While there was no evidence of institutional antisemitism in the club, there had been incidents of antisemitic behavior, she stated.
The National Executive Committee of the Labour Party had tasked Royall with the inquiry, after the resignation of Oxford club co-chairman Alex Chalmers in February. Chalmers left the group because many of its members had “some kind of problem with Jews.”
The baroness sifted through 300 pages of evidence from more than 40 members of the Oxford club, and interviewed eight of them.
British Jewish media quoted her as saying that she was “deeply disappointed by the outcome and fear it will further harm relations between the Jewish community and our party by confirming a widely held view that we do not take antisemitism seriously.

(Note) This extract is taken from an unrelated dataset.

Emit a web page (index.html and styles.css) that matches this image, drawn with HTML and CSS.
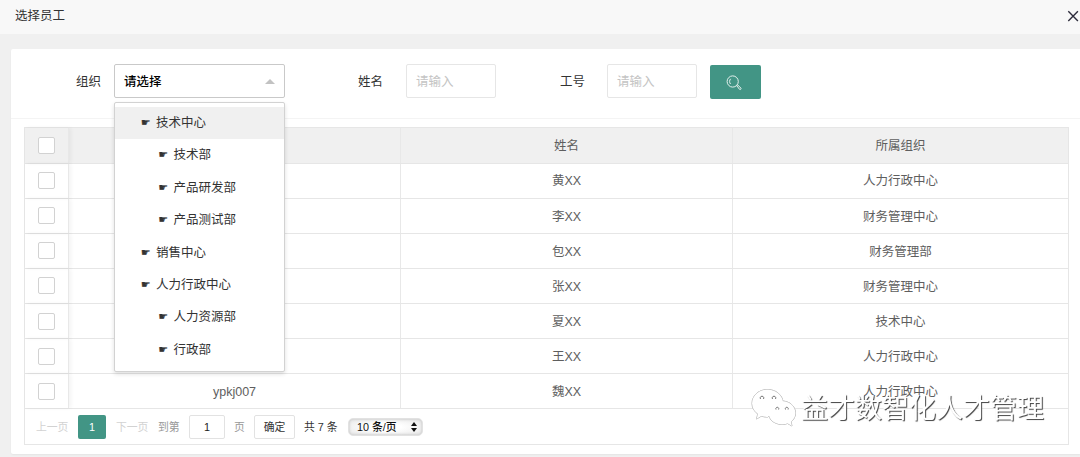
FILE: index.html
```html
<!DOCTYPE html>
<html lang="zh-CN">
<head>
<meta charset="utf-8">
<title>选择员工</title>
<link rel="stylesheet" href="styles.css">
</head>
<body>
<header class="titlebar">
  <span>选择员工</span>
  <svg class="close" viewBox="0 0 12 12"><path d="M1.300 1.300l9.600 9.600M10.900 1.300l-9.600 9.600"/></svg>
</header>
<main class="card">
  <form class="toolbar">
    <label class="label label-org">组织</label>
    <div class="select">
      <span>请选择</span><i class="caret"></i>
      <ul class="menu">
        <li class="active"><b>☛</b>技术中心</li>
        <li class="child"><b>☛</b>技术部</li>
        <li class="child"><b>☛</b>产品研发部</li>
        <li class="child"><b>☛</b>产品测试部</li>
        <li><b>☛</b>销售中心</li>
        <li><b>☛</b>人力行政中心</li>
        <li class="child"><b>☛</b>人力资源部</li>
        <li class="child"><b>☛</b>行政部</li>
      </ul>
    </div>
    <label class="label label-name">姓名</label>
    <div class="input">请输入</div>
    <label class="label label-no">工号</label>
    <div class="input">请输入</div>
    <div class="search">
      <svg viewBox="0 0 16 16"><circle cx="6.700" cy="6.500" r="5.600"/><path d="M4.600 3.800C3.300 5.300 3.300 7.500 4.500 9"/><path d="M10.700 10.600l.9-.8 3.200 3.200c.8.9-.5 2.100-1.300 1.300z"/></svg>
    </div>
  </form>
  <section class="grid">
    <div class="row head"><div class="check"><i></i></div><div></div><div>姓名</div><div>所属组织</div></div>
    <div class="row"><div class="check"><i></i></div><div></div><div>黄XX</div><div>人力行政中心</div></div>
    <div class="row"><div class="check"><i></i></div><div></div><div>李XX</div><div>财务管理中心</div></div>
    <div class="row"><div class="check"><i></i></div><div></div><div>包XX</div><div>财务管理部</div></div>
    <div class="row"><div class="check"><i></i></div><div></div><div>张XX</div><div>财务管理中心</div></div>
    <div class="row"><div class="check"><i></i></div><div></div><div>夏XX</div><div>技术中心</div></div>
    <div class="row"><div class="check"><i></i></div><div></div><div>王XX</div><div>人力行政中心</div></div>
    <div class="row"><div class="check"><i></i></div><div>ypkj007</div><div>魏XX</div><div>人力行政中心</div></div>
    <footer class="pager">
      <span class="muted prev">上一页</span>
      <span class="page">1</span>
      <span class="muted next">下一页</span>
      <span class="goto">到第</span>
      <span class="box number">1</span>
      <span class="goto unit">页</span>
      <span class="box confirm">确定</span>
      <span class="total">共 7 条</span>
      <span class="limit">10 条/页<svg viewBox="0 0 6 10"><path d="M0 4L3 0l3 4zM0 6h6l-3 4z"/></svg></span>
    </footer>
  </section>
</main>
<div class="watermark">
  <svg viewBox="0 0 46 40">
    <path class="bubble" d="M17 29c-2.600 .2-4.500-.2-6.500-1L5.500 31l1.300-5C3.300 23.400 1 19.800 1 15.500 1 7.500 8 1.500 16.500 1.500c8 0 14.500 5 15.500 12"/>
    <path class="bubble" d="M31 13c7.500 0 13.500 5.300 13.500 12 0 3.800-1.800 6.600-4.500 9l1 4-4.400-2.500c-1.800.6-3.600.9-5.600.9C23.500 36.400 17.500 31.500 17.500 25S23.500 13 31 13z"/>
    <path class="eye" d="M9.500 11a1.800 1.800 0 1 1 3 0M21.500 11a1.800 1.800 0 1 1 3 0M25 21.500a1.500 1.500 0 1 1 2.600 0M34.500 21.500a1.500 1.500 0 1 1 2.600 0"/>
  </svg>
  <span>益才数智化人才管理</span>
</div>
</body>
</html>
```

FILE: styles.css
```css
* { box-sizing: border-box; }
body {
  margin: 0;
  height: 457px;
  overflow: hidden;
  background: #f0f0f0;
  color: #333;
  font: 12.5px/20px "Liberation Sans", "Noto Sans CJK SC", sans-serif;
}
.titlebar {
  display: flex;
  align-items: center;
  justify-content: space-between;
  height: 34px;
  padding: 0 0 2px 15px;
  background: #f8f8f8;
}
.close { width: 12px; height: 12px; margin-right: 1px; fill: none; stroke: #2e2d3c; stroke-width: 1.4; }
.card {
  height: 405px;
  margin: 15px 0 0 11px;
  background: #fff;
  border-radius: 2px 0 0 2px;
  box-shadow: 0 1px 2px rgba(0, 0, 0, .05);
}
.toolbar {
  display: flex;
  height: 70px;
  padding-top: 15px;
  border-bottom: 1px solid #f4f4f4;
}
.label { height: 34px; line-height: 36px; text-align: right; }
.label-org { width: 90px; margin-right: 13px; }
.label-name { width: 98px; margin-right: 23px; }
.label-no { width: 89px; margin-right: 22px; }
.select {
  position: relative;
  display: flex;
  align-items: center;
  justify-content: space-between;
  width: 171px;
  height: 34px;
  padding: 1px 9px 0;
  border: 1px solid #c9c9c9;
  border-radius: 2px;
  color: #000;
  font-weight: 500;
}
.caret { border: 5px solid transparent; border-top: 0; border-bottom: 5px solid #c2c2c2; }
.menu {
  position: absolute;
  z-index: 2;
  left: -1px;
  top: 37px;
  width: 171px;
  height: 270px;
  margin: 0;
  padding: 4px 0;
  list-style: none;
  background: #fff;
  border: 1px solid #d2d2d2;
  border-radius: 2px;
  box-shadow: 0 2px 4px rgba(0, 0, 0, .13);
  color: #333;
  font-weight: 400;
}
.menu li { display: flex; height: 32.4px; padding-left: 26px; line-height: 32px; }
.menu .child { padding-left: 43.5px; }
.menu .active { background: #f0f0f0; }
.menu b { width: 15px; font: 10.5px/31px "DejaVu Sans", sans-serif; -webkit-text-stroke: .3px #333; }
.input {
  width: 90px;
  height: 34px;
  padding-left: 9px;
  border: 1px solid #e6e6e6;
  border-radius: 2px;
  line-height: 34px;
  color: #c4c4c4;
}
.search {
  display: flex;
  align-items: center;
  justify-content: center;
  width: 51px;
  height: 34px;
  margin: 1px 0 0 13px;
  padding-top: 2px;
  padding-right: 3px;
  border-radius: 2px;
  background: #429585;
}
.search svg { width: 16px; height: 16px; fill: none; stroke: #e4f1ee; stroke-width: 1; }
.grid {
  width: 1045px;
  margin: 8px 0 0 13px;
  border: 1px solid #e6e6e6;
  color: #5e5e5e;
}
.row {
  display: grid;
  grid-template-columns: 44px 332px 332px 1fr;
  height: 35.1px;
  border-bottom: 1px solid #e6e6e6;
}
.row:first-child { height: 35.600px; }
.row > div {
  display: flex;
  align-items: center;
  justify-content: center;
  padding-top: 1.600px;
  border-right: 1px solid #e8e8e8;
}
.row > div:last-child { border-right: 0; }
.row .check { padding: 0; box-shadow: 2px 0 4px rgba(0, 0, 0, .05); }
.check i { width: 17px; height: 17px; background: #fff; border: 1px solid #d2d2d2; border-radius: 2px; }
.head { background: #f0f0f0; }
.pager {
  display: flex;
  align-items: center;
  height: 35px;
  padding: 1px 0 0 11px;
  font-size: 10.8px;
  white-space: nowrap;
}
.muted { color: #d2d2d2; }
.prev { width: 42px; }
.page { width: 28px; height: 24px; margin-right: 10px; border-radius: 2px; background: #429585; color: #fff; line-height: 24px; text-align: center; }
.next { width: 42px; }
.goto { width: 31px; color: #999; }
.unit { width: 20px; }
.box { height: 24px; border: 1px solid #e2e2e2; border-radius: 2px; line-height: 23px; text-align: center; color: #222; }
.number { width: 36px; margin-right: 9px; }
.confirm { width: 41px; margin-right: 9px; color: #333; }
.total { width: 44px; color: #333; }
.limit {
  display: flex;
  align-items: center;
  justify-content: space-between;
  width: 75px;
  height: 18px;
  padding: 0 5px 0 8px;
  border: 1px solid #e2e2e2;
  border-radius: 5px;
  background: radial-gradient(ellipse, #fff 30%, #ececec 85%);
  box-shadow: inset 0 0 3px #bbb;
  color: #111;
  font-weight: 500;
}
.limit svg { width: 6px; height: 10px; fill: #111; }
.watermark {
  position: absolute;
  z-index: 3;
  left: 751px;
  top: 387px;
  display: flex;
  align-items: center;
  color: #fff;
  font-size: 27px;
  line-height: 40px;
  text-shadow: 1px 1px .8px #444;
  white-space: nowrap;
  will-change: transform;
}
.watermark svg { width: 46px; height: 40px; margin-right: 4px; filter: drop-shadow(.6px .8px .5px #333); }
.watermark span { margin-top: 2px; }
.bubble { fill: #fff; stroke: #fff; stroke-width: .5; }
.eye { fill: none; stroke: #777; stroke-width: 1; }
```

“It also doesn’t bode well for the outcome of the ongoing inquiry into [former London mayor] Ken Livingstone’s behavior,” Royall said.
The Union of Jewish Students slammed the nixing of the probe as “disgraceful.”
“The party had an opportunity to put its values into practice, to demonstrate how seriously they take the issue of antisemitism and to show that Labour clubs are welcome spaces for Jewish students, but they have failed miserably,” the union stated.
“They have let Jewish students down and in doing so, they have created an atmosphere in which antisemitism may thrive without fear of being challenged.
“The alleged antisemitic incidents that took place at OULC [the Oxford University Labour Club] should not be seen in isolation,” it added. “They were, and at times still are, part of a culture which the University of Oxford, Oxford University Students’ Union (OUSU), and now the Labour Party, have failed to grasp.”
The union said it would not rest until action is taken, and will work with the Oxford Jewish Society and Jewish students at the university to explore further avenues to achieve that.